If people want to see more of a particular subject, they have to shout that out - not just assume I know it. A positive comment that encourages more writing on a liked subject is very, very much in place, more so than sending the message that I should write about something else. Nyet?

Vlad Malkav said...

Hello Alexis !

I loved those posts, inspirational as hell and I'd like a lot more ! I feel ashamed for not having posted on the previous one of the serie, even though I was damn well interested ... Will try not to do that again if I have the time.

By the way, I've just finished my first reading of "How to Run". I'm at a loss of words... It's brilliant, it deliver far more than I hoped, and I think you really created a true basis for growing as a DM. This work has opened my eyes on so many things, it's fantastic.
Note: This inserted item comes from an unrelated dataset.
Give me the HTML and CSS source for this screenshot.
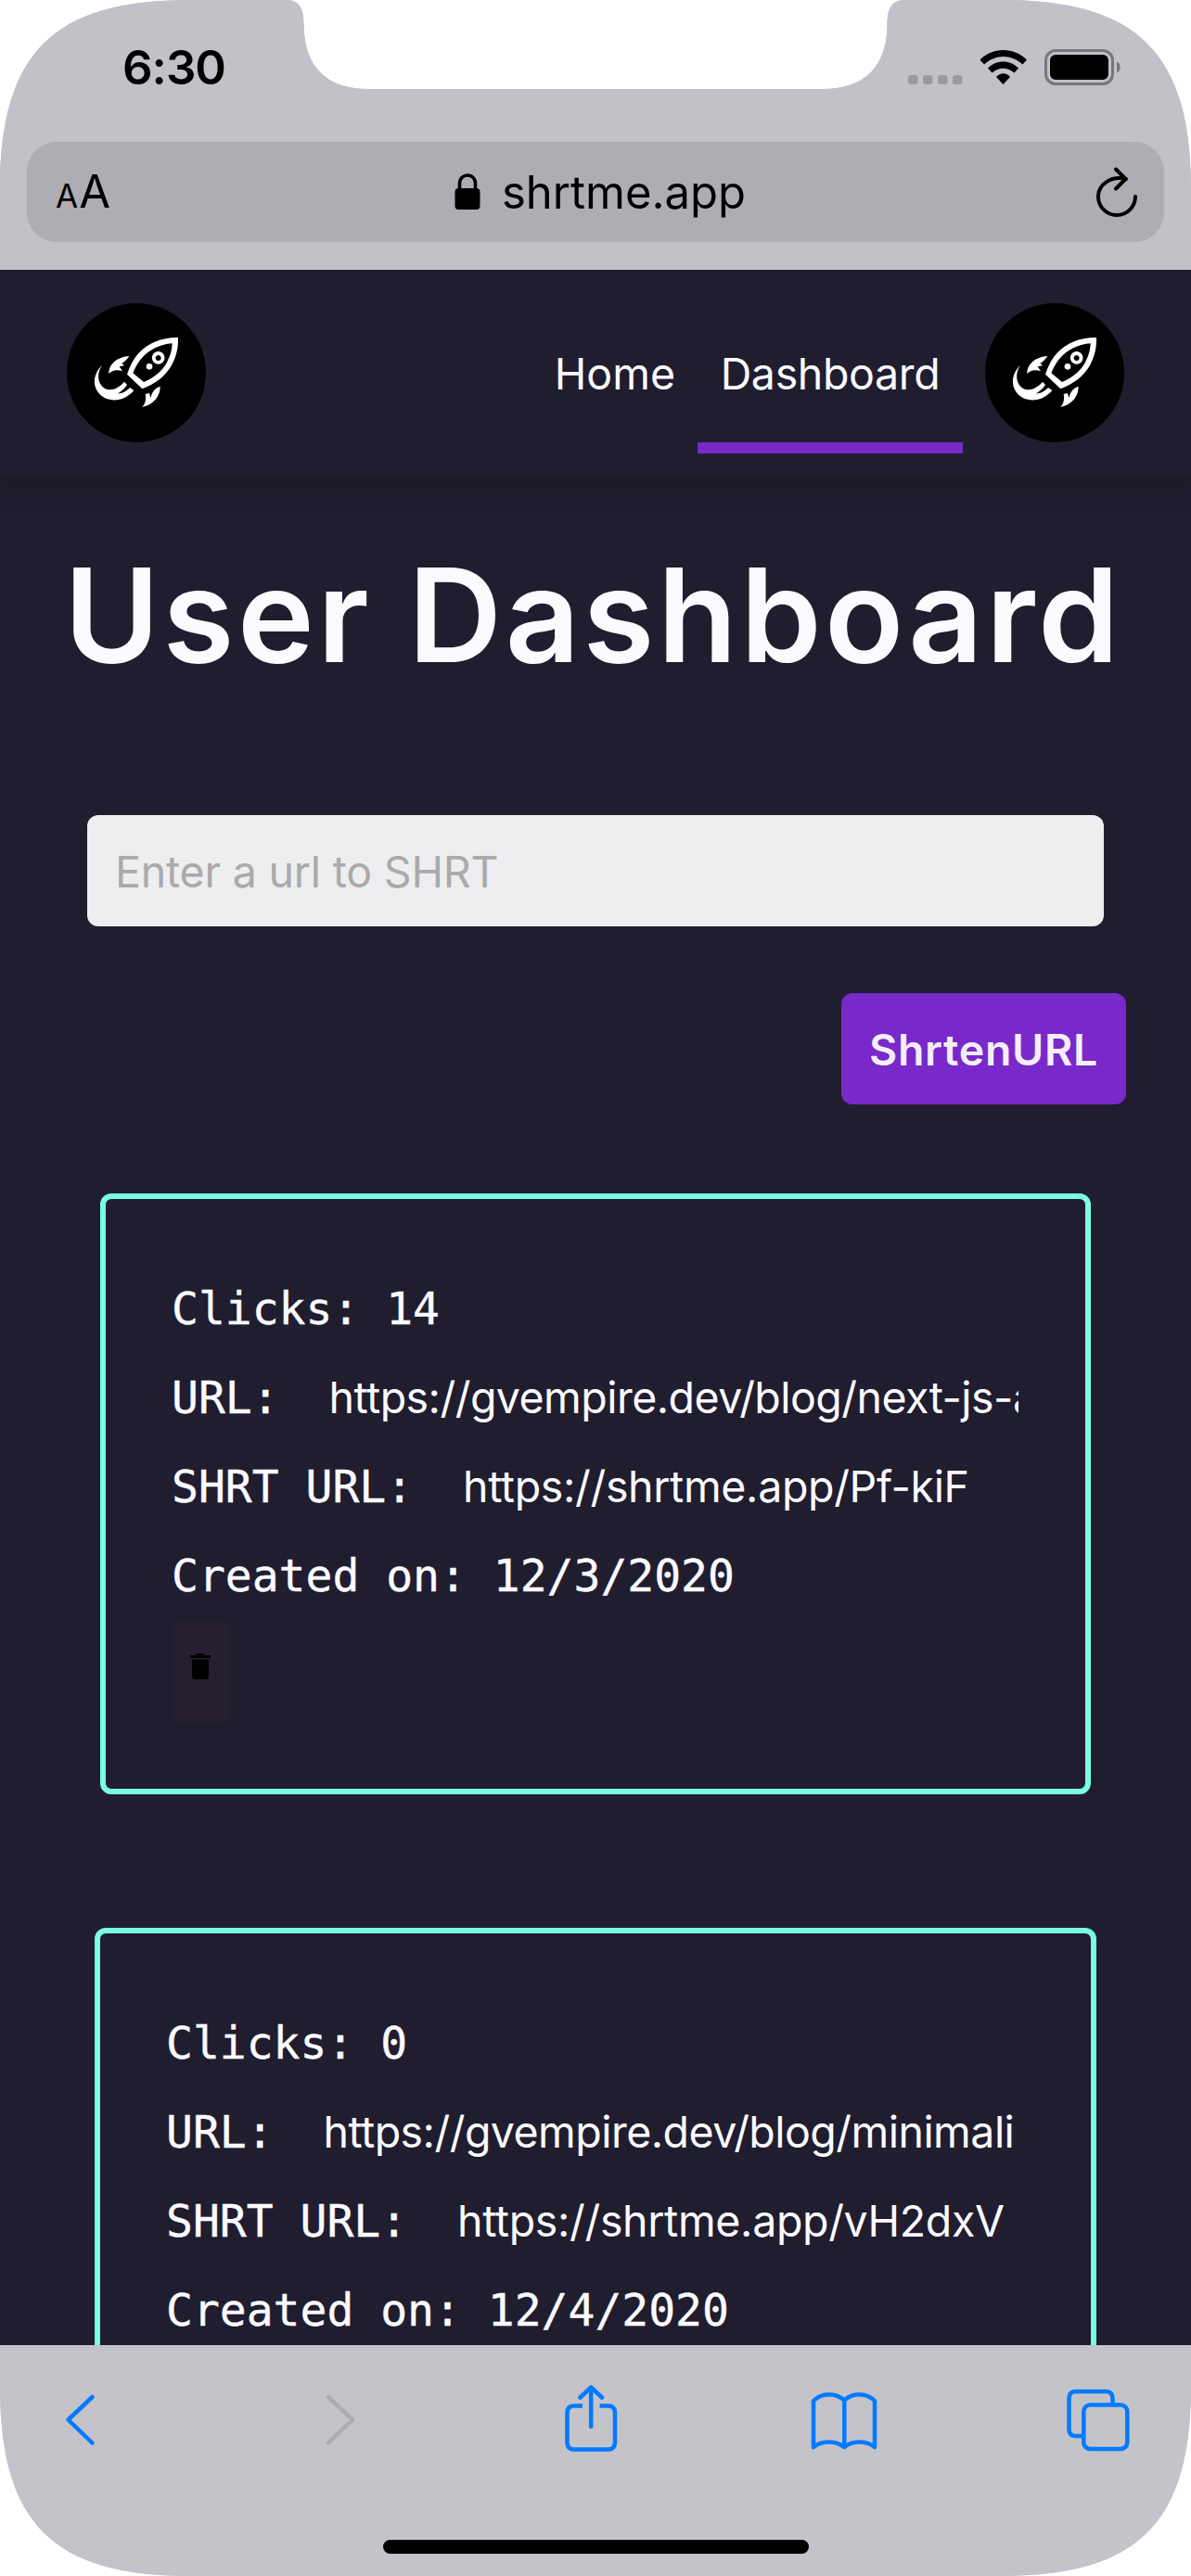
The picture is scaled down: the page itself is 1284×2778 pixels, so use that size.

Damn it, I still sound like a fanboy, don't I ...

Thank you for all the work you're doing and sharing with us ! We want more :)

Wandrille Duchemin said...

I wanted to add up to previous comment by saying I am really happy that you decided to resume these posts (thank for your comment, Adam).

Concerning your remarks about the local nobility reaction to a new town, it seems to me that in some medieval countries (but I might be heavily biased here), a settlement need to get the approval of a higher authority (e.g. the king) in order to be granted a proper charter.
Plotting with the local nobleman in order to obtain the charter could then constitute an interesting 'quest'.
Also on the subject of the reaction of a nearby town, and while I agree that confrontation/aggression would not constitute the norm, I just wanted to mention the example of Nieszawa ( Here the specifics of politics made it so that the new town suffered several attacks from the old one as it positioned itself as its competitor.